Our last day in China.  Journey to Nanjing.



(The Ming Xiaoling Mausoleum, our goal for the day.)


Jason had been on the train for work, and he decided we could handle the train by ourselves.    I was less sure, primarily because I worried about how we would ensure we made it from the destination train station, to some tourist site, and back to the train station since no one would speak English.  But after a brief few moments of panic, I agreed we should go but I left making arrangements to make the travel possible to my husband.

I had read, an another American my husband had chatted with, had suggested if we ventured out for a day that we should head to Nanjing.  Our concierge wrote two sentences in Chinese on a piece of paper.  "I need to go Ming Xialong."  and "I need to go to Nanjing Train."

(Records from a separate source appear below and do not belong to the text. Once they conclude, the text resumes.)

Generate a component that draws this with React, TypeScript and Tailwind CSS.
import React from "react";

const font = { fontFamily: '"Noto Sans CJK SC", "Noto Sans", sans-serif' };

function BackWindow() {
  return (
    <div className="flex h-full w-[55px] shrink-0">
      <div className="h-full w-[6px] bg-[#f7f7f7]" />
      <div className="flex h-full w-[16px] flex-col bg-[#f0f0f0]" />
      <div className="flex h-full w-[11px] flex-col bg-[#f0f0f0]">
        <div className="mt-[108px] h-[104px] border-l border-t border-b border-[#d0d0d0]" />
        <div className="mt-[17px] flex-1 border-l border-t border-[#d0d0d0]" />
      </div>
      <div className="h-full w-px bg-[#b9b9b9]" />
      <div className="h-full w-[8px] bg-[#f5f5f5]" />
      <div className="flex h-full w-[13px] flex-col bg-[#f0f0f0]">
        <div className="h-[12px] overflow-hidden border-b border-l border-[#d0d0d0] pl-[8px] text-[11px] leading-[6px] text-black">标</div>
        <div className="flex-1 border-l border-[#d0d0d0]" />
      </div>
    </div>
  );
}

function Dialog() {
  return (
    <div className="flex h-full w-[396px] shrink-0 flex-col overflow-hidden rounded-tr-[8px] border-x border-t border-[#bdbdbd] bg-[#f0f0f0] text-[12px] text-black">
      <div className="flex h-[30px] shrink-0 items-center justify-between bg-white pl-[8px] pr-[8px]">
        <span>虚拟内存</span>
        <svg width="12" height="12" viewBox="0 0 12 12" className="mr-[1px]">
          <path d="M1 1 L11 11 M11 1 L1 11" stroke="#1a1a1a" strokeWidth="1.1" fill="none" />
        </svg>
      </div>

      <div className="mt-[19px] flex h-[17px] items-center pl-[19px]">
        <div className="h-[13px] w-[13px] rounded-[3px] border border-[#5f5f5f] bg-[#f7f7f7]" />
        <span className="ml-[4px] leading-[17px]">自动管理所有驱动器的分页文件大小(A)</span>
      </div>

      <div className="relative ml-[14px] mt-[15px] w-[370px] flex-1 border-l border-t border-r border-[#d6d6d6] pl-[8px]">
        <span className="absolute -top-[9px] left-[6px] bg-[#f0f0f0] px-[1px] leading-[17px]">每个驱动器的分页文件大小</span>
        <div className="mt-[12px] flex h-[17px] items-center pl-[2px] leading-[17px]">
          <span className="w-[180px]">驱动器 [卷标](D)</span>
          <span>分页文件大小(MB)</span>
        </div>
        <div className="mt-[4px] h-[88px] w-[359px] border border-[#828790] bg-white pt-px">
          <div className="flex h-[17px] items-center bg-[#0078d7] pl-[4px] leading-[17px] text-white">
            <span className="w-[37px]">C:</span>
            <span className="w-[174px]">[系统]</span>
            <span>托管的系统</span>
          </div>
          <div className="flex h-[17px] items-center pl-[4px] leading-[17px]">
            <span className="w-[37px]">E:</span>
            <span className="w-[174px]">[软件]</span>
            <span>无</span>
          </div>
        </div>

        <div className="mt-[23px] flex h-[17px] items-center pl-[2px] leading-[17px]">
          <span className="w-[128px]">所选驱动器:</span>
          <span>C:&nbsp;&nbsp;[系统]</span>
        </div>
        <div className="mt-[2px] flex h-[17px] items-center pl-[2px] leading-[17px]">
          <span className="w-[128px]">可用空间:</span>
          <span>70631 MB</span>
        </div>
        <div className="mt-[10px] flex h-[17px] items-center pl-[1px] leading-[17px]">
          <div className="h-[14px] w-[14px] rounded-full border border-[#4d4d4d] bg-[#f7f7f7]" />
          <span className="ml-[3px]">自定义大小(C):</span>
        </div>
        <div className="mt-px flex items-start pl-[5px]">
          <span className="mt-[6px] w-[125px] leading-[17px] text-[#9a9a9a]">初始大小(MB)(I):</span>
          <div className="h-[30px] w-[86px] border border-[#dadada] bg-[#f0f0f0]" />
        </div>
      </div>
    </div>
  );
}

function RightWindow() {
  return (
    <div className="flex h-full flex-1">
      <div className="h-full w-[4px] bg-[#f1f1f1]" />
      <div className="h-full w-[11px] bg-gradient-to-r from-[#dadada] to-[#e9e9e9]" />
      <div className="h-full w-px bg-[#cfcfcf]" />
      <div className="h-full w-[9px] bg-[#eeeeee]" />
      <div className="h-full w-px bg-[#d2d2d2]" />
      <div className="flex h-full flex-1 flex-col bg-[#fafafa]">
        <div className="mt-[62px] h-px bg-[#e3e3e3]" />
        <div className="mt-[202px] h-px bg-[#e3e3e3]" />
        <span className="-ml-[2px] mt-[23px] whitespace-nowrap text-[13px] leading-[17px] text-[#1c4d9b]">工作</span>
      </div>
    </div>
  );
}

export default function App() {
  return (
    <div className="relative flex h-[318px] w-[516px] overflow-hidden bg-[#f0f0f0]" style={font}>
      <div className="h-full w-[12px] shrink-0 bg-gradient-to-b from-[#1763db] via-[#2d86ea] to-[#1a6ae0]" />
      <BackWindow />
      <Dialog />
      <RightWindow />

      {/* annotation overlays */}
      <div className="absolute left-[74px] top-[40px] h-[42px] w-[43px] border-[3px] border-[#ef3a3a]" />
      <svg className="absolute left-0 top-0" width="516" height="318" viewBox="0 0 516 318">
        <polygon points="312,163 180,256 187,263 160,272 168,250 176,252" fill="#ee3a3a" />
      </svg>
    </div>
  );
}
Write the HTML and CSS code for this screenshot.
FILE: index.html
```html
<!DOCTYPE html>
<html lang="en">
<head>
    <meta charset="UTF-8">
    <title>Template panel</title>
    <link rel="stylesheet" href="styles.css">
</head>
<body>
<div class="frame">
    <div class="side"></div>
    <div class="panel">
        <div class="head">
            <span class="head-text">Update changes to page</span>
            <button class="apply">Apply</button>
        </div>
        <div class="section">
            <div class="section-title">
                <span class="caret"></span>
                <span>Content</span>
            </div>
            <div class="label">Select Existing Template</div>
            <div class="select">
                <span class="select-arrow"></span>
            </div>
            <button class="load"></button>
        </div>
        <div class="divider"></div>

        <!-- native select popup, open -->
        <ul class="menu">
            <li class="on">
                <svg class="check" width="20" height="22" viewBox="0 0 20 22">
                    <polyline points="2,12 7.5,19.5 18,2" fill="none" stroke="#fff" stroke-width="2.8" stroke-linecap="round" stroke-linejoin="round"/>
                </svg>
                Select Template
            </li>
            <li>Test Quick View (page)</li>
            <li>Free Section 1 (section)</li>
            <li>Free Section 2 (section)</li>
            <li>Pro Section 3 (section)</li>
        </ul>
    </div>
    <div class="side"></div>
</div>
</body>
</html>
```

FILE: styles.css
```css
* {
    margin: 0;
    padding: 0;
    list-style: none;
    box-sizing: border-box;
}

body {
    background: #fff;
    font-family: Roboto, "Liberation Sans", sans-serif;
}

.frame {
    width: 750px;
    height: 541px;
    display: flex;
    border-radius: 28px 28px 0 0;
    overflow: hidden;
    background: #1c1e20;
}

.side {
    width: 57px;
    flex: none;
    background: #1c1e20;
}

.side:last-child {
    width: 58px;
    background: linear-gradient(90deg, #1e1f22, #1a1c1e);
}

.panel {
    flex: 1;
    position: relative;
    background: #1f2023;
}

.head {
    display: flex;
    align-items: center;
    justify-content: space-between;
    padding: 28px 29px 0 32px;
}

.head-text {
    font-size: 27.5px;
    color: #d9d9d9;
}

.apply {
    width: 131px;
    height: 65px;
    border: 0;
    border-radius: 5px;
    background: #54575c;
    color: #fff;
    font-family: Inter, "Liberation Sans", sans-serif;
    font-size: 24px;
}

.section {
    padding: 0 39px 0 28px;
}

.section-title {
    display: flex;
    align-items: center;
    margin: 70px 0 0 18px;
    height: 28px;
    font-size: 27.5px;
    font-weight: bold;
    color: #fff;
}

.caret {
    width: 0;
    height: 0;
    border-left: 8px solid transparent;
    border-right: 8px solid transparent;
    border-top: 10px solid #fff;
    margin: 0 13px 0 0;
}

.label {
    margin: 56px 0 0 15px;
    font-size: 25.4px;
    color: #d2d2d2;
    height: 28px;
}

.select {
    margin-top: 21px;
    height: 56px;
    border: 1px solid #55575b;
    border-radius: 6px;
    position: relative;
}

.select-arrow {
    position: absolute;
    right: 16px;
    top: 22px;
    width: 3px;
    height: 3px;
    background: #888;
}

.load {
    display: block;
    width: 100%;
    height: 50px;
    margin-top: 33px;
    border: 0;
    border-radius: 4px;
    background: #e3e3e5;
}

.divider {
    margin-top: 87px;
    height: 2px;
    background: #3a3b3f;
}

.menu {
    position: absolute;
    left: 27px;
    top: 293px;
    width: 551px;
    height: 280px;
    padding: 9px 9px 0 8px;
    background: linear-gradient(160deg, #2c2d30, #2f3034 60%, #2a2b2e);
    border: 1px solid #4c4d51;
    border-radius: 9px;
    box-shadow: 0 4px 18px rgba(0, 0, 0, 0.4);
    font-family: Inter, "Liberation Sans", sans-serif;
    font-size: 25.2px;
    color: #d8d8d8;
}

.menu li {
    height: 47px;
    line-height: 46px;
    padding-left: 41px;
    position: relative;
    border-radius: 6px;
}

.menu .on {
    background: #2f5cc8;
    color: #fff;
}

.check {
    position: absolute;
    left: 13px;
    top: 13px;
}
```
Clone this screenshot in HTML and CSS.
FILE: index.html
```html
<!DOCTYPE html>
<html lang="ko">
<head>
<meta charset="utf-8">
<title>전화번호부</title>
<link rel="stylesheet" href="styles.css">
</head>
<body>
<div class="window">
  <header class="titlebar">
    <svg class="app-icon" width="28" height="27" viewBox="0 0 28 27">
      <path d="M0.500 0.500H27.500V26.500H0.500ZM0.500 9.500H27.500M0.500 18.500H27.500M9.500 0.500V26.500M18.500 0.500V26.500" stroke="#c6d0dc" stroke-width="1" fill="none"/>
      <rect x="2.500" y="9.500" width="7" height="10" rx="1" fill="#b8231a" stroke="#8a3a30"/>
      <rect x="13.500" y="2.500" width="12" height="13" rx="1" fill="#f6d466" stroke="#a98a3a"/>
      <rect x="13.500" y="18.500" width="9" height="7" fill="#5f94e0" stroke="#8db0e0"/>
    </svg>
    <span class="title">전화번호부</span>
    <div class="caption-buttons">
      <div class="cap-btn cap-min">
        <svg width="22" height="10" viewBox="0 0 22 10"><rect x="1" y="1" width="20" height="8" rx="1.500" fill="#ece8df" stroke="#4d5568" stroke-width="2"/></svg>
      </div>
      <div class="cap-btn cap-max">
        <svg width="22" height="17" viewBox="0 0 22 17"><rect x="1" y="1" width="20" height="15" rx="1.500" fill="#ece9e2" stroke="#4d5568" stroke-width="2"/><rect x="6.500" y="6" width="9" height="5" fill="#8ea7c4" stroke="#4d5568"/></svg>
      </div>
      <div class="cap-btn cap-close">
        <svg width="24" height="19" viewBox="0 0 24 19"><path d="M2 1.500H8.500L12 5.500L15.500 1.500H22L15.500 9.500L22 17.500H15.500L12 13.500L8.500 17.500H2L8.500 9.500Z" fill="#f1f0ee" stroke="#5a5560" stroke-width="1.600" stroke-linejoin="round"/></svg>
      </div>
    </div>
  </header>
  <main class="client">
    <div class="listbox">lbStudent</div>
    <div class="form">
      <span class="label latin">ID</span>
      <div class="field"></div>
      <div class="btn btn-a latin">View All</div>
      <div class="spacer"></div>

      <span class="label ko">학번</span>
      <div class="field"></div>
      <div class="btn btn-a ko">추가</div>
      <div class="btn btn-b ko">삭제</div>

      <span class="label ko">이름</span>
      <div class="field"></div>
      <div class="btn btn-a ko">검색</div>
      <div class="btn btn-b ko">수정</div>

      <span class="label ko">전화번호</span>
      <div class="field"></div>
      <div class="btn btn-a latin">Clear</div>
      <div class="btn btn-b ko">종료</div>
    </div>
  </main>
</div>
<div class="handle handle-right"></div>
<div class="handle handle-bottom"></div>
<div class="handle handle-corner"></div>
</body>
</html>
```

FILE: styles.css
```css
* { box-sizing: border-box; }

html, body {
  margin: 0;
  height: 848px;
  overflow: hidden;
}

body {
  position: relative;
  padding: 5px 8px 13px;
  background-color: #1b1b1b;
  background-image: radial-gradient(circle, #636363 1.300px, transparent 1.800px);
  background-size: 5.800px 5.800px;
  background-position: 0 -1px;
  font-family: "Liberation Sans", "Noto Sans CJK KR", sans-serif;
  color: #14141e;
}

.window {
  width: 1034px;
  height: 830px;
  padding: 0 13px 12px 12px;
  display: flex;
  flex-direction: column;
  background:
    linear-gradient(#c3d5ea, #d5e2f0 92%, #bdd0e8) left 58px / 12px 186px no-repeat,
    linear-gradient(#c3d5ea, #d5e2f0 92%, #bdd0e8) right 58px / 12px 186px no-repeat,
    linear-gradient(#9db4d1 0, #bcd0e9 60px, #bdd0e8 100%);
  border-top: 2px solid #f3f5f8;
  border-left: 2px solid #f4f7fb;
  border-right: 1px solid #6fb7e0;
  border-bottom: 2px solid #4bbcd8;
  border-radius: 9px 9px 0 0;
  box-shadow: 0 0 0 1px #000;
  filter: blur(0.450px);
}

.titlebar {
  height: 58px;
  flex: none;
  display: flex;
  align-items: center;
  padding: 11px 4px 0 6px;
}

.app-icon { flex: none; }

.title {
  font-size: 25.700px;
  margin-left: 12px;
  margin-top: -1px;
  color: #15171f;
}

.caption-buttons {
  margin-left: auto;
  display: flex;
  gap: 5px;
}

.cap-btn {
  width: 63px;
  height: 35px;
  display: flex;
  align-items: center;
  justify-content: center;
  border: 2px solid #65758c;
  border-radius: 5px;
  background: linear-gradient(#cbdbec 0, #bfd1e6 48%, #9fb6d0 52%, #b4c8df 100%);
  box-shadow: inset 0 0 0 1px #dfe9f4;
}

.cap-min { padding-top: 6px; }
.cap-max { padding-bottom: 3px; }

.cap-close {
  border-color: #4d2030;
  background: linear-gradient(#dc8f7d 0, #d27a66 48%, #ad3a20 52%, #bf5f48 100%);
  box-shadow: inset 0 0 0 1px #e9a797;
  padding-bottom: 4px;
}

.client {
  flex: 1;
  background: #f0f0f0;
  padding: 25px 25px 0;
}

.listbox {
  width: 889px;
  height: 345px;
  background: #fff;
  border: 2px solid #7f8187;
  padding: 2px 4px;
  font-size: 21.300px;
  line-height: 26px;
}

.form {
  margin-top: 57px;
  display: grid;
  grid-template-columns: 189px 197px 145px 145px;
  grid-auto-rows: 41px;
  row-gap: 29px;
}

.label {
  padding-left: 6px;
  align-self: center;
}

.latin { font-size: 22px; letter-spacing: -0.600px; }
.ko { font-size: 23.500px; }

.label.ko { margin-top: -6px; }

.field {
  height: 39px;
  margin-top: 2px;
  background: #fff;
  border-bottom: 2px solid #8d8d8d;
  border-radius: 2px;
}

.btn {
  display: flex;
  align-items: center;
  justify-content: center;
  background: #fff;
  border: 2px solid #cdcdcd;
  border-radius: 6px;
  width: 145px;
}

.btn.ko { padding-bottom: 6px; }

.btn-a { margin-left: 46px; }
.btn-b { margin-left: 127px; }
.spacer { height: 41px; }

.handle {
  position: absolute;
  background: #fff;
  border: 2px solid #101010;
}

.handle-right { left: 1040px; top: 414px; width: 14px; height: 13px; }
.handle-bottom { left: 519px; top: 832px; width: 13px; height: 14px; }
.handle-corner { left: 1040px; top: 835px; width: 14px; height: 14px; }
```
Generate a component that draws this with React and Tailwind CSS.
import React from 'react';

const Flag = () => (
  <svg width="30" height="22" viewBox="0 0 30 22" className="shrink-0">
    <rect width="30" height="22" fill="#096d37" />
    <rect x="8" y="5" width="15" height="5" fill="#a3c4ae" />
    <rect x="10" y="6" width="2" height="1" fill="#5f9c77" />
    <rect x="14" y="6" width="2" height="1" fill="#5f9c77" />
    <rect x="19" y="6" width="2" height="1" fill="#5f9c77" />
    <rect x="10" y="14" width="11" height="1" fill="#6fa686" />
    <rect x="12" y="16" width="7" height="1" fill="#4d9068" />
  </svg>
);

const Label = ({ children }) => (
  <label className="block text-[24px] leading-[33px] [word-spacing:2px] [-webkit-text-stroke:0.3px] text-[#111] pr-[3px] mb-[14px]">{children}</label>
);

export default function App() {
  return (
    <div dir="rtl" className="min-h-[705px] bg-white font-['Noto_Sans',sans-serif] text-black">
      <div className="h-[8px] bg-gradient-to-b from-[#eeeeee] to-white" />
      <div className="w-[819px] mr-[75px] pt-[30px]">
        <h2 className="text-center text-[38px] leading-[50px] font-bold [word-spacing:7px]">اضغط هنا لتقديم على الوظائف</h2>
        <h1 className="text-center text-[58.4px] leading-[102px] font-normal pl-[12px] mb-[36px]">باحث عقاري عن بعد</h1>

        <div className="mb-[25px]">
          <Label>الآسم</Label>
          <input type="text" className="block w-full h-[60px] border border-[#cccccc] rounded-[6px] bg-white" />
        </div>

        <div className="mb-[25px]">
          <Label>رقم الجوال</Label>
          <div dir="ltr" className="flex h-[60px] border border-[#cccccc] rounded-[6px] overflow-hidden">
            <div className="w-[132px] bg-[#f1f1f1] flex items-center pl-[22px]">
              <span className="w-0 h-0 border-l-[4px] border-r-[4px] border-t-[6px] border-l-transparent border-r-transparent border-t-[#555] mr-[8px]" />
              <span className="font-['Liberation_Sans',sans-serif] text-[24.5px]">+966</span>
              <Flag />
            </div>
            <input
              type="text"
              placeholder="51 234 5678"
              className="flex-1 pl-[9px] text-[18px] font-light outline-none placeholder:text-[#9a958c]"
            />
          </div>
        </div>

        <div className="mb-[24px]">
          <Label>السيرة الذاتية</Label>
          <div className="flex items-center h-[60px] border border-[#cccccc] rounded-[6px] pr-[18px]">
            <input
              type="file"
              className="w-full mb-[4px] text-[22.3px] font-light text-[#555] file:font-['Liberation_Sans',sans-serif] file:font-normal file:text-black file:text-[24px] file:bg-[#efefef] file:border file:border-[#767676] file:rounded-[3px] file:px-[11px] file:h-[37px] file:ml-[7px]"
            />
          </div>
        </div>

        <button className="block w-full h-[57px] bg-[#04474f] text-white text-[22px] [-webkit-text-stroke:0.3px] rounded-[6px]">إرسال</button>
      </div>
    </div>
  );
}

(We realized later that these sentences had been written with a sharpie like pen, not terribly conducive to a day outside in the rain, but we managed to protect them from getting wet - so spoiler alert - all ends well.)

The train station was like any train station.  I had been worried about how we would ensure we got on the correct train, since they had departure times just like an airplane.  This just goes to show how little experience I have with trains, I had imagined a subway like system with trains every couple of minutes, so until we got there I couldn't imagine how we would get it right.  Turns out they have a fabulous system.  There is a big waiting area, inside.  On a big board are the upcoming trains, and your train # is red (for don't get out of your chair), yellow (almost time to walk to your platform), and green (get up, now you can walk to your platform).  And you insert your ticket into a turnstile that verifies you are indeed allowed out on the tracks.

Easy peasy.

Oh, except for the potties.  First off, that is where everybody goes to smoke, so it really stunk.  Then this was my first encounter with a true Chinese potty.  It did not go well.  (You can Google Chinese potties, I did not desire to preserve that memory, so no photo, sorry.)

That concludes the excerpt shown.